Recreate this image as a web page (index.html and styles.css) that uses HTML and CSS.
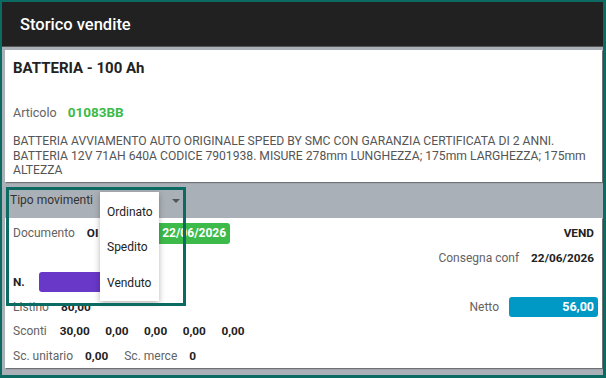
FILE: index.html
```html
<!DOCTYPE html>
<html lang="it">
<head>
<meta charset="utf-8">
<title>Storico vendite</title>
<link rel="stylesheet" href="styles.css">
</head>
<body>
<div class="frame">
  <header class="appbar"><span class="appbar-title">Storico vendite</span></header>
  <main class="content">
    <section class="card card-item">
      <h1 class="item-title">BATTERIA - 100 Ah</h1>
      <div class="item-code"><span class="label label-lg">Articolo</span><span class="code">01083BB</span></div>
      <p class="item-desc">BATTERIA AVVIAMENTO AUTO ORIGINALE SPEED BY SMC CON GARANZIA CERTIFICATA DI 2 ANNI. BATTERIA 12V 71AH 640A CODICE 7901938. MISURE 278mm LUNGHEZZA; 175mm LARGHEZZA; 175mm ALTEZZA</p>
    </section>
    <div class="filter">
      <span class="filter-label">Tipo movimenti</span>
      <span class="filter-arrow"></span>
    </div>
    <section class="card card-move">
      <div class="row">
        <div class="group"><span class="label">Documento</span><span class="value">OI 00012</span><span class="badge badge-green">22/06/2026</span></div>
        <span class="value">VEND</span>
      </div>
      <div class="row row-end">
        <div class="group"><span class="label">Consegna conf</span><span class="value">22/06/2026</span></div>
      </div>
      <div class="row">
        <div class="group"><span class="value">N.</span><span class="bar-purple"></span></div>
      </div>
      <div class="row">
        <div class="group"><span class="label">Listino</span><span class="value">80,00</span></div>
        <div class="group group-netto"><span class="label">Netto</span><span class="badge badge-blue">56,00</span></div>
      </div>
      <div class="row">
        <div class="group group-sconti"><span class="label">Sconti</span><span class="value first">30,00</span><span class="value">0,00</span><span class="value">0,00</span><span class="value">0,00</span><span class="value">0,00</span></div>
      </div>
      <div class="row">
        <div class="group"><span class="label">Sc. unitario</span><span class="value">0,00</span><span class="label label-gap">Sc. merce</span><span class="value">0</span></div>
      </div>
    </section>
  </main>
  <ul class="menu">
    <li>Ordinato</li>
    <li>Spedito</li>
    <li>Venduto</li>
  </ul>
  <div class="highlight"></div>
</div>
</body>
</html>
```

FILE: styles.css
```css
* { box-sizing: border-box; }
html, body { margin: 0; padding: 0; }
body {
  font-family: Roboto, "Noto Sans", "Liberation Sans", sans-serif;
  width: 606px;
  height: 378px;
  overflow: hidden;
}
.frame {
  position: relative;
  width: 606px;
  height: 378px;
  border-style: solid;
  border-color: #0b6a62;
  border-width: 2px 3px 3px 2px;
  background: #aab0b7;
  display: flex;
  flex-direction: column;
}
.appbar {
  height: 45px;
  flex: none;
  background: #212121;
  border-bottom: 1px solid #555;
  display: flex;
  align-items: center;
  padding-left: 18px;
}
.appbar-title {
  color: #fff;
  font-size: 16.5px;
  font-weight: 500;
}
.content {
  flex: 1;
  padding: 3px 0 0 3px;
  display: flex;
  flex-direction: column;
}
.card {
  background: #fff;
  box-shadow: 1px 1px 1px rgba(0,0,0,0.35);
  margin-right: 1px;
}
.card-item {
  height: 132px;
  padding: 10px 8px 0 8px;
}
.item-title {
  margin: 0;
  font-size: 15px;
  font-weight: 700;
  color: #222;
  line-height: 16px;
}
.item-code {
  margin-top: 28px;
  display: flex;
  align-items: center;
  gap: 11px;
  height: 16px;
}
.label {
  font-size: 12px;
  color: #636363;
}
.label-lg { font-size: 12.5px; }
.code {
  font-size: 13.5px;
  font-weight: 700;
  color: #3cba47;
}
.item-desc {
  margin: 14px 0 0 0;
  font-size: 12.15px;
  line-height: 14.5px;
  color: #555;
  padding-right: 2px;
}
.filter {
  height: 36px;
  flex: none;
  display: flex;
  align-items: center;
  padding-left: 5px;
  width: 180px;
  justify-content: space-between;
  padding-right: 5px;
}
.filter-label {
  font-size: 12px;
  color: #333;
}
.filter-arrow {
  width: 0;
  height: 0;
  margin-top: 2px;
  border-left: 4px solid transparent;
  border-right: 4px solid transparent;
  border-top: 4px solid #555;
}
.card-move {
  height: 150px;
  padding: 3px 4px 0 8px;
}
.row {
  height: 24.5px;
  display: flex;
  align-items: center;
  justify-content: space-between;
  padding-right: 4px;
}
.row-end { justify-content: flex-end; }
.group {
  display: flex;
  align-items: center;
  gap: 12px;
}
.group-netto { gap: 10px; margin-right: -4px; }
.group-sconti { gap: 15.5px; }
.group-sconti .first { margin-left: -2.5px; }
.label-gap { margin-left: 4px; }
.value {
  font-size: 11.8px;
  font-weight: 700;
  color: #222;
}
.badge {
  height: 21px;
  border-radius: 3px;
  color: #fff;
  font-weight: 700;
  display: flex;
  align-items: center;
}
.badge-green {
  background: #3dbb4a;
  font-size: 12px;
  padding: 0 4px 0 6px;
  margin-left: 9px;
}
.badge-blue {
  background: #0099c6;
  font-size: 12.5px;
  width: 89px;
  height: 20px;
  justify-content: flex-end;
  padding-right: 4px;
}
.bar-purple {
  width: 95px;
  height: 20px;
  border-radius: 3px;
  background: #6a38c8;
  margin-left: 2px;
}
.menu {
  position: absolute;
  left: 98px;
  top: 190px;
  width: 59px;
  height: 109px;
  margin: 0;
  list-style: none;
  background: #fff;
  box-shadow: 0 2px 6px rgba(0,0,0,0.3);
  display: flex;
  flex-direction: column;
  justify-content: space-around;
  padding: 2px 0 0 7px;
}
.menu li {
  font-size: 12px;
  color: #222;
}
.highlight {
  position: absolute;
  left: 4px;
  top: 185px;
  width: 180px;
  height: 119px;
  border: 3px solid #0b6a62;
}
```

What you need to do. Every line containing the string "index" must be listed.

Task result.
Recreate this image as a web page (index.html and styles.css) that uses HTML and CSS.
FILE: index.html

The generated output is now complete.